After a live EP in 1982, the Blasters tried to branch out on the critically acclaimed Non Fiction, with songs that broke from the rockabilly mold and explored themes of working-class alienation. For Hard Line the Blasters attempted a commercial crossover, enlisting John Mellencamp, who wrote and produced one song (“Colored Lights”), Los Lobos’ David Hidalgo, and Elvis Presley’s former early backup singers, the Jordanaires. But the band’s momentum was soon shaken after a combative performance in Montreal by the abrupt departure of songwriter/guitarist Dave Alvin, who immediately joined X [see entry]. (He had already appeared on an album by X’s short-lived acoustic-country alter ego, the Knitters.) He was with X for two years, long enough to appear on the band’s 1987 album, See How We Are (for which he wrote “4th of July”), before focusing on a solo career. Alvin’s replacements in the Blasters included, among others, Hollywood Fats (until his death in 1987) and then Smokey Hormel (Tom Waits, Beck). In the years since, the band continued to tour sporadically while Phil Alvin returned to graduate school, where he took a master’s degree in mathematics and artificial intelligence, later pursuing a Ph.D. in these subjects at UCLA.

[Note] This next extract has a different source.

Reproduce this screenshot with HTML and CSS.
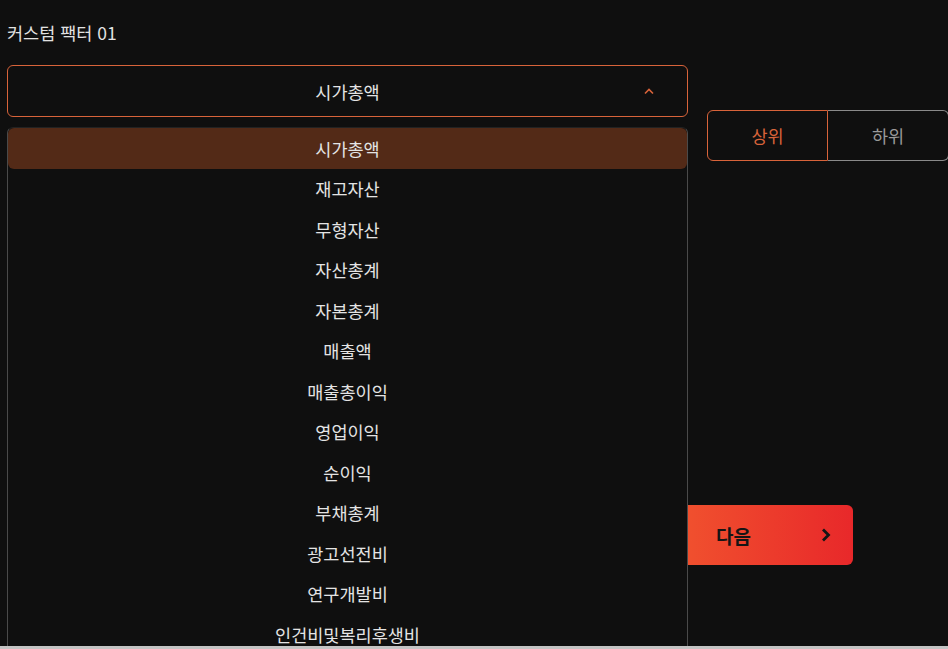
FILE: index.html
```html
<!DOCTYPE html>
<html lang="ko">
<head>
  <meta charset="UTF-8" />
  <meta name="viewport" content="width=device-width, initial-scale=1.0" />
  <title>커스텀 팩터</title>
  <link rel="stylesheet" href="styles.css">
</head>
<body>
  <main class="page">
    <h1 class="title">커스텀 팩터 01</h1>

    <div class="row">
      <div class="field">
        <button class="select">
          <span>시가총액</span>
          <svg class="chevron" width="12" height="8" viewBox="0 0 12 8"><path d="M2 6.5 L6 2.5 L10 6.5" fill="none" stroke="#d8633a" stroke-width="1.6"/></svg>
        </button>

        <ul class="options" id="options"></ul>
      </div>

      <div class="order">
        <button class="order-btn active">상위</button>
        <button class="order-btn">하위</button>
      </div>
    </div>

    <div class="actions">
      <button class="next">
        <span>다음</span>
        <svg width="14" height="16" viewBox="0 0 14 16"><path d="M4 2.5 L9.5 8 L4 13.5" fill="none" stroke="#151515" stroke-width="2.8" stroke-linejoin="miter"/></svg>
      </button>
    </div>
  </main>
  <div class="bottom-bar"></div>

  <script>
    const factors = [
      "시가총액", "재고자산", "무형자산", "자산총계", "자본총계", "매출액",
      "매출총이익", "영업이익", "순이익", "부채총계", "광고선전비", "연구개발비",
      "인건비및복리후생비"
    ];

    const list = document.getElementById("options");
    factors.forEach((name, i) => {
      const li = document.createElement("li");
      li.className = i === 0 ? "option selected" : "option";
      li.textContent = name;
      list.appendChild(li);
    });
  </script>
</body>
</html>
```

FILE: styles.css
```css
:root {
  --bg: #0f0f0f;
  --accent: #d8633a;
  --text: #e4e4e4;
  --muted: #9a9a9a;
  --line: #4a4a4a;
}

* {
  box-sizing: border-box;
  margin: 0;
  padding: 0;
  font-family: "Noto Sans CJK KR", "Noto Sans", sans-serif;
}

html, body {
  height: 100%;
}

body {
  background: var(--bg);
  color: var(--text);
  display: flex;
  flex-direction: column;
  overflow: hidden;
}

.page {
  flex: 1;
  overflow: hidden;
  padding: 0 0 0 7px;
}

.title {
  font-size: 17.5px;
  font-weight: 400;
  line-height: 22px;
  margin: 22px 0 0 0;
  color: #e2e2e2;
}

.row {
  display: flex;
  gap: 19px;
  margin-top: 21px;
}

.field {
  position: relative;
  width: 681px;
  flex-shrink: 0;
}

button {
  background: none;
  border: none;
  color: inherit;
  cursor: pointer;
}

.select {
  width: 100%;
  height: 52px;
  border: 1px solid var(--accent);
  border-radius: 6px;
  display: flex;
  align-items: center;
  justify-content: center;
  position: relative;
  font-size: 17.5px;
  color: var(--text);
}

.chevron {
  position: absolute;
  right: 32px;
  top: 21px;
}

.options {
  position: absolute;
  top: 62px;
  left: 0;
  width: 100%;
  list-style: none;
  background: var(--bg);
  border-left: 1px solid var(--line);
  border-right: 1px solid var(--line);
  border-top: 1px solid #222;
  border-radius: 6px 6px 0 0;
  z-index: 2;
}

.option {
  height: 40.5px;
  display: flex;
  align-items: center;
  justify-content: center;
  font-size: 17.5px;
  color: var(--text);
}

.option.selected {
  background: #532a17;
  border-radius: 6px;
}

.order {
  display: flex;
  margin-top: 45px;
  flex-shrink: 0;
}

.order-btn {
  width: 121px;
  height: 51px;
  font-size: 17.5px;
  color: var(--muted);
  border: 1px solid #8a8a8a;
  border-left: none;
  border-radius: 0 6px 6px 0;
}

.order-btn.active {
  color: var(--accent);
  border: 1px solid var(--accent);
  border-radius: 6px 0 0 6px;
}

.actions {
  display: flex;
  padding-left: 646px;
  margin-top: 344px;
}

.next {
  width: 200px;
  height: 60px;
  border-radius: 6px;
  background: linear-gradient(90deg, #f2582f, #e8282a);
  display: flex;
  align-items: center;
  justify-content: space-between;
  padding: 0 20px 0 63px;
  font-size: 19px;
  font-weight: 700;
  color: #151515;
}

.bottom-bar {
  height: 3px;
  background: #c4c4c4;
  flex-shrink: 0;
}
```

By the mid-’80s, Dave Alvin had become active in L.A.’s burgeoning spoken-word performance scene, appearing on three spoken-word compilation albums and eventually publishing two books of his poetry. For director Allison Anders’ (Gas, Food, Lodging) first film, Border Radio, Dave made a cameo appearance and composed the soundtrack music, released by Enigma Records in 1987. (Some of that same music surfaced again in Oliver Stone’s Wall Street.) Alvin also wrote and produced music for John Waters’ Cry-Baby (1990).
Phil Alvin has also maintained an active, if less visible, solo career, beginning with Un “Sung Stories,” a traditionalist album that features the very untraditionalist Sun Ra’s Arkestra on three songs. With original bassist John Bazz, Phil enlisted the newest version of the Blasters for some tracks on his 1994 solo album and ensuing performances. (The entire original lineup did one reunion show at an L.A. benefit in the early ’90s, but Dave has otherwise been steadfast in his refusal to rejoin - even on a part-time basis - the band he helped create.)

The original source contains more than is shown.